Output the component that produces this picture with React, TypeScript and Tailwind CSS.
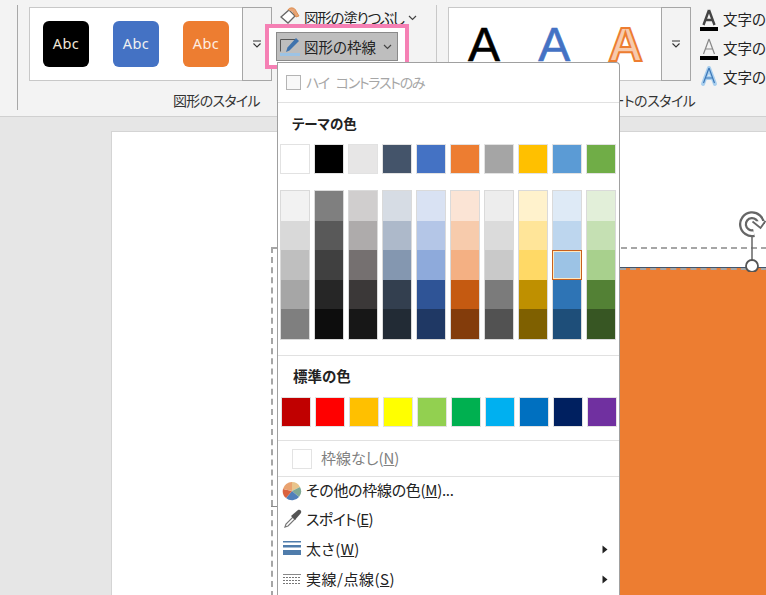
const theme = ["#ffffff","#000000","#e7e6e6","#44546a","#4472c4","#ed7d31","#a5a5a5","#ffc000","#5b9bd5","#70ad47"];
const shades = [
  ["#f2f2f2","#d9d9d9","#bfbfbf","#a6a6a6","#7f7f7f"],
  ["#7f7f7f","#595959","#404040","#262626","#0d0d0d"],
  ["#d0cece","#aeabab","#757070","#3b3838","#171717"],
  ["#d6dce4","#adb9ca","#8497b0","#333f4f","#222b35"],
  ["#d9e2f3","#b4c6e7","#8eaadb","#2f5496","#1f3864"],
  ["#fbe4d5","#f7cbac","#f4b083","#c55a11","#833c0b"],
  ["#ededed","#dbdbdb","#c9c9c9","#7b7b7b","#525252"],
  ["#fff2cc","#ffe599","#ffd966","#bf9000","#7f6000"],
  ["#deeaf6","#bdd6ee","#9cc3e5","#2e74b5","#1e4e79"],
  ["#e2efd9","#c5e0b3","#a8d08d","#538135","#375623"],
];
const standard = ["#c00000","#ff0000","#ffc000","#ffff00","#92d050","#00b050","#00b0f0","#0070c0","#002060","#7030a0"];

function Chevron() {
  return (
    <svg width="9" height="6" viewBox="0 0 9 6" className="shrink-0">
      <path d="M1 1l3.5 3.5L8 1" fill="none" stroke="#444" strokeWidth="1.2" />
    </svg>
  );
}

function MoreButton() {
  return (
    <div className="w-[30px] h-[74px] shrink-0 border border-[#a6a6a6] flex items-center justify-center bg-[#f3f3f3]">
      <svg width="10" height="8" viewBox="0 0 10 8">
        <path d="M1 1h8" stroke="#333" strokeWidth="1" />
        <path d="M1.5 3.5L5 7l3.5-3.5" fill="none" stroke="#333" strokeWidth="1.1" />
      </svg>
    </div>
  );
}

function Tile({ color, mark }: { color: string; mark: string }) {
  return (
    <div className="w-[46px] h-[46px] rounded-md flex items-center justify-center text-[14.5px] font-['Noto_Sans'] tracking-[0.4px]" style={{ background: color, color: mark }}>
      Abc
    </div>
  );
}

function TextA({ kind }: { kind: 0 | 1 | 2 }) {
  return (
    <svg width="18" height="24" viewBox="0 0 18 24" className="shrink-0">
      {kind === 2 ? (
        <path d="M9 3L3 19M9 3l6 16M5 13h8" fill="none" stroke="#a9cfee" strokeWidth="4" strokeLinecap="round" />
      ) : null}
      <path
        d="M9 3L3.5 18M9 3l5.5 15M5.5 13h7"
        fill="none"
        stroke={kind === 0 ? "#444" : kind === 1 ? "#888" : "#3d78b8"}
        strokeWidth={kind === 0 ? 2.4 : 1.2}
      />
      {kind < 2 ? <rect x="0" y="20" width="18" height="4" fill="#000" /> : null}
    </svg>
  );
}

function Swatch({ color }: { color: string }) {
  return <div className="w-[30px] h-[30px] border border-[#e2e2e2]" style={{ background: color }} />;
}

function MenuRow({ icon, label, arrow, h }: { icon: React.ReactNode; label: React.ReactNode; arrow?: boolean; h: string }) {
  return (
    <div className={`flex items-center pl-[4px] pr-[11px] text-[15px] text-[#222] ${h}`}>
      <div className="w-[24px] flex justify-start">{icon}</div>
      <span className="flex-1">{label}</span>
      {arrow ? (
        <svg width="6" height="9" viewBox="0 0 6 9"><path d="M0.5 0.5L5.5 4.5L0.5 8.5z" fill="#222" /></svg>
      ) : null}
    </div>
  );
}

export default function App() {
  return (
    <div className="relative w-[766px] h-[595px] overflow-hidden bg-[#e6e6e6] font-['Noto_Sans_CJK_JP',sans-serif] [font-feature-settings:'palt'] text-[#222]">
      {/* Ribbon */}
      <div className="h-[117px] bg-[#f3f3f3] border-b border-[#d0d0d0] flex pl-[17px] pt-[5px]">
        <div className="w-px h-[105px] shrink-0 bg-[#a8a8a8]" />
        <div className="w-[418px] shrink-0 flex flex-col">
          <div className="flex pl-[11px] pt-[2px] h-[86px]">
            <div className="w-[213px] h-[74px] bg-white border border-[#c8c8c8] border-r-0 flex items-center pl-[13px] gap-[24px]">
              <Tile color="#000000" mark="#f0e6d8" />
              <Tile color="#4472c4" mark="#f0f0f0" />
              <Tile color="#ed7d31" mark="#fdeee2" />
            </div>
            <MoreButton />
            <div className="ml-[6px] h-[22px] flex items-center text-[14.5px]">
              <svg width="24" height="20" viewBox="0 0 24 20" className="mr-[2px] -mt-[5px] shrink-0">
                <path d="M3 11l8-7 6 6-7 7z" fill="#fff" stroke="#666" strokeWidth="1.3" />
                <path d="M10 4c1-3 7-3 8 1l3 5-3 1-3-5" fill="#e8a577" stroke="#d9843f" strokeWidth="0.8" />
              </svg>
              <span className="w-[104px] whitespace-nowrap tracking-[-1.2px]">図形の塗りつぶし</span>
              <Chevron />
            </div>
          </div>
          <div className="text-[14px] text-center pl-[1px] pr-[20px] leading-[20px] text-[#333] -mt-[1px] w-[416px]">
            <span className="inline-block tracking-[-0.7px]">図形のスタイル</span>
          </div>
        </div>
        <div className="w-px h-[105px] shrink-0 bg-[#c8c8c8]" />
        <div className="flex flex-col flex-1 min-w-0">
          <div className="flex pl-[11px] pt-[2px] h-[86px]">
            <div className="w-[213px] h-[74px] shrink-0 bg-white border border-[#c8c8c8] border-r-0 flex justify-between pl-[19px] pr-[18px] pt-[8px] text-[48px] leading-[58px] font-['Liberation_Sans'] overflow-hidden">
              <span className="text-black [-webkit-text-stroke:0.6px_#000]">A</span>
              <span className="text-[#4472c4] [-webkit-text-stroke:0.6px_#4472c4]">A</span>
              <span className="font-bold text-[#f7caac] [-webkit-text-stroke:2px_#ed7d31]">A</span>
            </div>
            <MoreButton />
            <div className="ml-[9px] flex flex-col gap-[5px] text-[14.5px] whitespace-nowrap shrink-0">
              <div className="flex items-center gap-[5px] h-[24px]"><TextA kind={0} /><span>文字の塗りつぶし</span></div>
              <div className="flex items-center gap-[5px] h-[24px]"><TextA kind={1} /><span>文字の輪郭</span></div>
              <div className="flex items-center gap-[5px] h-[24px]"><TextA kind={2} /><span>文字の効果</span></div>
            </div>
          </div>
          <div className="text-[14px] leading-[20px] text-[#333] -mt-[1px] pl-[126px] tracking-[-0.5px] whitespace-nowrap">ワードアートのスタイル</div>
        </div>
      </div>

      {/* Slide canvas */}
      <div className="absolute left-[111px] top-[131px] w-[655px] h-[464px] bg-white border-l border-t border-[#d4d4d4]">
        <div className="absolute left-[508px] top-[135px] w-[147px] h-[330px] bg-[#ed7d31] border-t border-[#44546a]" />
        <div className="absolute left-[159px] top-[115px] w-[496px] border-t-2 border-dashed border-[#a6a6a6]" />
        <div className="absolute left-[508px] top-[136px] w-[147px] border-t-2 border-dashed border-[#a6a6a6]" />
        <div className="absolute left-[159px] top-[115px] h-[350px] border-l-2 border-dashed border-[#a6a6a6]" />
        <div className="absolute left-[159px] top-[374px] w-[6px] h-[1px] bg-[#8a8a8a]" />
        <svg className="absolute left-[626px] top-[78px]" width="28" height="62" viewBox="0 0 28 62">
          <path d="M14 24v26" stroke="#666" strokeWidth="1.500" />
          <path d="M16 23A9 9 0 1 1 23 14" fill="none" stroke="#666" strokeWidth="8" />
          <path d="M16 23A9 9 0 1 1 23 14" fill="none" stroke="#fff" strokeWidth="3.4" />
          <path d="M14.500 11.500l8 6.500 5-7" fill="#fff" stroke="#666" strokeWidth="1.800" />
          <circle cx="14" cy="56" r="6" fill="#fff" stroke="#555" strokeWidth="1.800" />
        </svg>
      </div>

      {/* Highlighted button */}
      <div className="absolute left-[265px] top-[24px] w-[144px] h-[45px] border-[4px] border-[#f580b4] bg-white flex items-center pl-[7px]">
        <div className="w-[122px] h-[29px] bg-[#bebebe] border border-[#8a8a8a] flex items-center text-[14.5px] pl-[1px]">
          <svg width="24" height="24" viewBox="0 0 24 24" className="mr-[2px] shrink-0">
            <path d="M2.5 4.500h15M2.500 4.500v12" stroke="#555" strokeWidth="1" fill="none" />
            <rect x="2" y="18" width="20" height="3" fill="#9cc3e5" />
            <path d="M8 17l1.500-4.500L18 3l3 3-9.500 9.500z" fill="#3f73ad" />
          </svg>
          <span className="mr-[7px]">図形の枠線</span>
          <Chevron />
        </div>
      </div>

      {/* Dropdown menu */}
      <div className="absolute left-[277px] top-[62px] w-[343px] h-[533px] bg-white border border-b-0 border-[#a0a0a0] rounded-tr-[4px] overflow-hidden">
        <div className="h-[40px] border-b border-[#e1e1e1] flex items-center pl-[8px] gap-[5px] text-[14px] text-[#a6a6a6]">
          <div className="w-[15px] h-[15px] border border-[#b4b4b4] bg-[#f8f8f8]" />
          <span className="tracking-[-1.3px] [word-spacing:5px]">ハイ コントラストのみ</span>
        </div>
        <div className="pl-[14px] pt-[10px] h-[30px] text-[13.5px] font-bold leading-[20px]">テーマの色</div>
        <div className="pl-[2px] mt-[11px] flex gap-[4px]">
          {theme.map((c) => <Swatch key={c} color={c} />)}
        </div>
        <div className="pl-[2px] mt-[16px] flex gap-[4px]">
          {shades.map((col, i) => (
            <div key={i} className="w-[30px] h-[150px] border border-[#dadada] flex flex-col">
              {col.map((c, j) => (
                <div
                  key={c + j}
                  className={i === 8 && j === 2
                    ? "h-[30px] -mx-px relative [box-shadow:inset_0_0_0_1px_#c8601c,inset_0_0_0_2px_#fde9c0]"
                    : "h-[30px]"}
                  style={{ background: c }}
                />
              ))}
            </div>
          ))}
        </div>
        <div className="mt-[15px] border-b border-[#e1e1e1]" />
        <div className="pl-[15px] pt-[10px] h-[30px] text-[14.5px] font-bold leading-[20px]">標準の色</div>
        <div className="pl-[3px] mt-[11px] flex gap-[4px]">
          {standard.map((c) => <Swatch key={c} color={c} />)}
        </div>
        <div className="mt-[13px] border-b border-[#e1e1e1]" />
        <div className="h-[36px] border-b border-[#e1e1e1] flex items-center pl-[14px] text-[15px] text-[#808080]">
          <div className="w-[20px] h-[20px] border border-[#e3e3e3] mr-[9px]" />
          <span>枠線なし(<span className="underline">N</span>)</span>
        </div>
        <MenuRow
          h="h-[27px]"
          label={<span className="tracking-[-0.3px]">その他の枠線の色(<span className="underline">M</span>)...</span>}
          icon={
            <svg width="20" height="20" viewBox="0 0 20 20">
              <path d="M10 10L10 1A9 9 0 0 1 18 6z" fill="#e9c48b" />
              <path d="M10 10L18 6A9 9 0 0 1 17 16z" fill="#7fa894" />
              <path d="M10 10L17 16A9 9 0 0 1 4 17z" fill="#4f7fba" />
              <path d="M10 10L4 17A9 9 0 0 1 1 8z" fill="#d9623f" />
              <path d="M10 10L1 8A9 9 0 0 1 10 1z" fill="#e9a26f" />
            </svg>
          }
        />
        <MenuRow
          h="h-[30px]"
          label={<span className="tracking-[-0.7px]">スポイト(<span className="underline">E</span>)</span>}
          icon={
            <svg width="20" height="20" viewBox="0 0 20 20" className="ml-[1px]">
              <path d="M2 18l1-3 7-7 2 2-7 7z" fill="#fff" stroke="#777" strokeWidth="1.2" />
              <path d="M8 7l7-6c2-1 4 1 3 3l-6 7z" fill="#555" />
            </svg>
          }
        />
        <MenuRow
          h="h-[30px]"
          label={<span className="tracking-[0.4px]">太さ(<span className="underline">W</span>)</span>}
          arrow
          icon={
            <svg width="19" height="18" viewBox="0 0 19 18" className="ml-[1px]">
              <rect y="1" width="18" height="1.5" fill="#4f7cab" />
              <rect y="5" width="18" height="2.5" fill="#4f7cab" />
              <rect y="10" width="18" height="5" fill="#4f7cab" />
            </svg>
          }
        />
        <MenuRow
          h="h-[30px]"
          label={<span className="tracking-[0.5px]">実線/点線(<span className="underline">S</span>)</span>}
          arrow
          icon={
            <svg width="19" height="12" viewBox="0 0 19 12" className="ml-[1px]">
              <path d="M0 1.500h18" stroke="#888" strokeWidth="1" />
              <path d="M0 4.500h18M0 7.500h18M0 10.500h18" stroke="#777" strokeWidth="1" strokeDasharray="2 1" />
            </svg>
          }
        />
      </div>
    </div>
  );
}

▶ PROBLEM DESCRIPTION
Tally the lines of the listing above that include the word "React". Answer with the number alone.

▶ OUTPUT
2